C'est un document que beaucoup à France Télécom ont oublié mais que Mediapart et Santé & Travail se sont procuré. Il s'agit du compte-rendu très précis de 14 pages (répétitions et maladresses syntaxiques comprises) d'une réunion de cadres supérieurs avec l'état-major de l'opérateur téléphonique, qui s'est tenue le 20 octobre 2006. Il correspond en tous points au compte-rendu mis en ligne à l'époque par le syndicat Sud (disponible sous ce lien).
Dans le petit amphithéâtre de la Maison de la Chimie, à Paris, 200 cadres dirigeants de France Télécom sont conviés par l'Acsed, l'association des cadres supérieurs de France Télécom, réputée proche de la direction. Toute la matinée, ils vont débattre de la « transformation sociale » de l'entreprise avec des invités de marque : le PDG Didier Lombard, en poste depuis 2005 ; son numéro deux, Louis-Pierre Wenes, chargé des opérations en France et redoutable « tueur de coûts » ; le directeur des ressources humaines, Olivier Barberot ; le directeur financier, Gervais Pellissier. La réunion est informelle : pensant (à tort) ne pas être enregistrés, les cadres dirigeants ne prennent pas de gants pour parler de la transformation sociale en cours. Le ton est tranchant, martial parfois. Le DRH tente de galvaniser les troupes avec la métaphore guerrière du « combat ». Dans un langage très cru, les dirigeants de l'entreprise y annoncent l'« accélération » de la vaste restructuration alors lancée depuis quelques mois.

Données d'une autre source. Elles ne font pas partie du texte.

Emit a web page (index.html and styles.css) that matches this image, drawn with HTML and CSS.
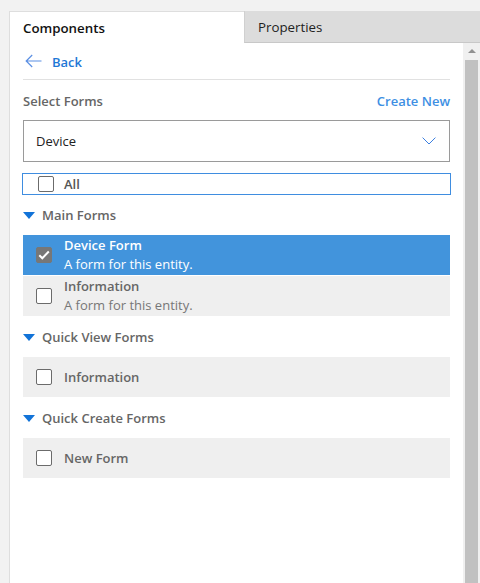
FILE: index.html
```html
<!DOCTYPE html>
<html>
<head>
<meta charset="utf-8">
<link rel="stylesheet" href="styles.css">
</head>
<body>
<div class="panel">
  <div class="tabs">
    <div class="tab tab-active">Components</div>
    <div class="tab tab-inactive">Properties</div>
  </div>
  <div class="main">
    <div class="content">
      <div class="back-row">
        <svg class="back-arrow" width="17" height="14" viewBox="0 0 17 14">
          <path d="M16.5 7H1.2M7.2 1L1.2 7l6 6" fill="none" stroke="#5b8fe3" stroke-width="1.2"/>
        </svg>
        <span class="back-text">Back</span>
      </div>
      <div class="select-row">
        <span class="select-label">Select Forms</span>
        <span class="create-new">Create New</span>
      </div>
      <div class="dropdown">
        <span class="dropdown-value">Device</span>
        <svg class="chevron" width="14" height="8" viewBox="0 0 14 8">
          <path d="M0.6 0.6L7 7l6.4-6.4" fill="none" stroke="#3b7fe0" stroke-width="1"/>
        </svg>
      </div>
      <div class="all-row">
        <span class="checkbox"></span>
        <span class="all-text">All</span>
      </div>

      <div class="group-heading"><span class="caret"></span><span>Main Forms</span></div>
      <div class="form-row selected">
        <span class="checkbox checked">
          <svg width="12" height="10" viewBox="0 0 12 10"><path d="M1.3 5.2l3 3L10.8 1.5" fill="none" stroke="#fff" stroke-width="2"/></svg>
        </span>
        <div class="form-text">
          <div class="form-title">Device Form</div>
          <div class="form-sub">A form for this entity.</div>
        </div>
      </div>
      <div class="form-row">
        <span class="checkbox"></span>
        <div class="form-text">
          <div class="form-title">Information</div>
          <div class="form-sub">A form for this entity.</div>
        </div>
      </div>

      <div class="group-heading"><span class="caret"></span><span>Quick View Forms</span></div>
      <div class="form-row">
        <span class="checkbox"></span>
        <div class="form-text">
          <div class="form-title">Information</div>
        </div>
      </div>

      <div class="group-heading"><span class="caret"></span><span>Quick Create Forms</span></div>
      <div class="form-row">
        <span class="checkbox"></span>
        <div class="form-text">
          <div class="form-title">New Form</div>
        </div>
      </div>
    </div>
    <div class="scrollbar">
      <div class="scroll-up"></div>
      <div class="scroll-thumb"></div>
    </div>
  </div>
</div>
</body>
</html>
```

FILE: styles.css
```css
html, body {
  margin: 0;
  padding: 0;
  height: 100%;
  overflow: hidden;
}
body {
  background: #f2f2f2;
  font-family: "Open Sans", "Noto Sans", "Liberation Sans", sans-serif;
  font-size: 13px;
  color: #333;
}
.panel {
  margin: 11px 0 0 9px;
  height: calc(100% - 11px);
  background: #fff;
  border-left: 1px solid #dedede;
  border-top: 1px solid #dedede;
  display: flex;
  flex-direction: column;
  box-sizing: border-box;
}
.tabs {
  display: flex;
  height: 31px;
  flex: none;
}
.tab {
  display: flex;
  align-items: center;
  font-size: 13.3px;
}
.tab-active {
  width: 234px;
  padding-left: 13px;
  box-sizing: border-box;
  font-weight: 600;
  color: #111;
  background: #fff;
}
.tab-inactive {
  flex: 1;
  padding-left: 13px;
  background: #dcdcdc;
  color: #222;
  border-left: 1px solid #d0d0d0;
  border-bottom: 1px solid #c8c8c8;
  margin-top: -1px;
}
.main {
  flex: 1;
  display: flex;
  min-height: 0;
}
.content {
  width: 427px;
  flex: none;
  padding: 0 0 0 13px;
}
.back-row {
  height: 36px;
  display: flex;
  align-items: center;
  border-bottom: 1px solid #e1e1e1;
}
.back-arrow {
  margin-left: 2px;
  margin-right: 10px;
}
.back-text {
  color: #1f78d6;
  font-weight: 600;
  padding-top: 1px;
}
.select-row {
  display: flex;
  justify-content: space-between;
  align-items: center;
  height: 20px;
  margin-top: 11px;
}
.select-label {
  color: #666;
  font-weight: 600;
}
.create-new {
  color: #3d8fe3;
  font-weight: 600;
}
.dropdown {
  margin-top: 9px;
  height: 42px;
  box-sizing: border-box;
  border: 1px solid #9a9a9a;
  display: flex;
  align-items: center;
  justify-content: space-between;
  padding: 0 13px 0 12px;
}
.dropdown-value {
  color: #222;
}
.all-row {
  margin: 11px -1px 0 -1px;
  height: 22px;
  box-sizing: border-box;
  border: 1px solid #3f8de0;
  display: flex;
  align-items: center;
  padding-left: 15px;
}
.all-text {
  margin-left: 10px;
  color: #555;
  font-weight: 600;
}
.checkbox {
  width: 16px;
  height: 16px;
  box-sizing: border-box;
  border: 1px solid #6b6b6b;
  border-radius: 2px;
  background: #fff;
  flex: none;
  display: flex;
  align-items: center;
  justify-content: center;
}
.checkbox.checked {
  background: #777;
  border-color: #777;
}
.group-heading {
  height: 40px;
  display: flex;
  align-items: center;
  color: #666;
  font-weight: 600;
}
.caret {
  width: 0;
  height: 0;
  border-left: 6px solid transparent;
  border-right: 6px solid transparent;
  border-top: 7px solid #1273d8;
  margin-right: 7px;
}
.form-row {
  min-height: 40px;
  margin-bottom: 1px;
  background: #efefef;
  display: flex;
  align-items: center;
  padding-left: 13px;
  box-sizing: border-box;
}
.form-row.selected {
  background: #4294dc;
}
.form-text {
  margin-left: 12px;
  line-height: 19px;
}
.form-title {
  font-weight: 600;
  color: #666;
}
.form-sub {
  color: #777;
}
.selected .form-title,
.selected .form-sub {
  color: #fff;
}
.scrollbar {
  width: 17px;
  flex: none;
  margin-left: 13px;
  background: #f0f0f0;
  display: flex;
  flex-direction: column;
  align-items: center;
}
.scroll-up {
  margin-top: 6px;
  width: 0;
  height: 0;
  border-left: 4px solid transparent;
  border-right: 4px solid transparent;
  border-bottom: 4px solid #909090;
}
.scroll-thumb {
  margin-top: 7px;
  width: 13px;
  flex: 1;
  background: #c1c1c1;
}
```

Celle-ci a commencé début 2005, quand Didier Lombard est arrivé aux manettes. Après son prédécesseur Thierry Breton (parti au ministère de l'Economie), qui a en partie désendetté le groupe et déjà supprimé plus de 20 000 emplois, Didier Lombard veut aller plus loin. Il lance le programme Next, réorganisation en profondeur qui doit durer deux ans, entre 2006 et 2008. Obnubilé par la féroce concurrence mondiale, il veut internationaliser le groupe, tourner l'entreprise vers le client, dégager plus de cash pour les actionnaires. Et continuer à réduire les effectifs. Le plan ACT (« Anticipation et compétences pour la transformation ») est lancé. Objectif : supprimer 22 000 postes, recruter 6 000 personnes, en réorienter 10 000 vers des secteurs dédiés aux clients (par exemple, les centres d'appels). Le tout sans plan social, car une grande partie des salariés sont des fonctionnaires. Fin 2008, l'objectif sera atteint : 22 450 personnes auront quitté l'entreprise, 14 000 auront changé de métier. Entre 2001 et 2008, 44 700 postes auront été supprimés, dont 94 % étaient des emplois de fonctionnaires.
Didier Lombard se lâche
Le 20 octobre 2006, Didier Lombard est le premier à s'exprimer. Il est en forme, en confiance parmi ses pairs. Après un long développement sur la stratégie industrielle et commerciale, le PDG est interrogé sur l'« équation de l'emploi ». Il se lâche, fustige l'esprit de l'ancienne entreprise publique : « La maison est une mère poule qui récupère les gens y compris en créant des emplois artificiels là où il n'y en a pas besoin. On supprime des fonctions support, une semaine après les personnes concernées sont toutes recasées […]. Il faut qu'on sorte de la position de mère poule. » Le patron se fait menaçant.« Souvent, ils [les salariés]ne veulent pas aller face au client, mais la maison ne survivra pas si les fonctionnels ne veulent pas aller face aux clients. C'est une transformation profonde. Si on n'arrive pas à faire ça, on n'échappera pas à des mesures plus radicales. Pour le moment, je n'en veux pas. Mais si on n'arrive pas à faire ça, je serai obligé d'y venir. » Les règles vont changer, explique Lombard : « Olivier Barberot va vous parler de ce que l'on a en tête. Ce sera un peu plus dirigiste que par le passé. […] En 2007, je ferai les départs d'une façon ou d'une autre. » Et comme si ça ne suffisait pas, Didier Lombard martèle : « Il faut bien se dire qu'on ne peut plus protéger tout le monde. » Quelques lignes plus haut, il évoque « les salariés qui arriveront à suivre la transformation ». Il semble donc déjà persuadé que certains n'y arriveront pas.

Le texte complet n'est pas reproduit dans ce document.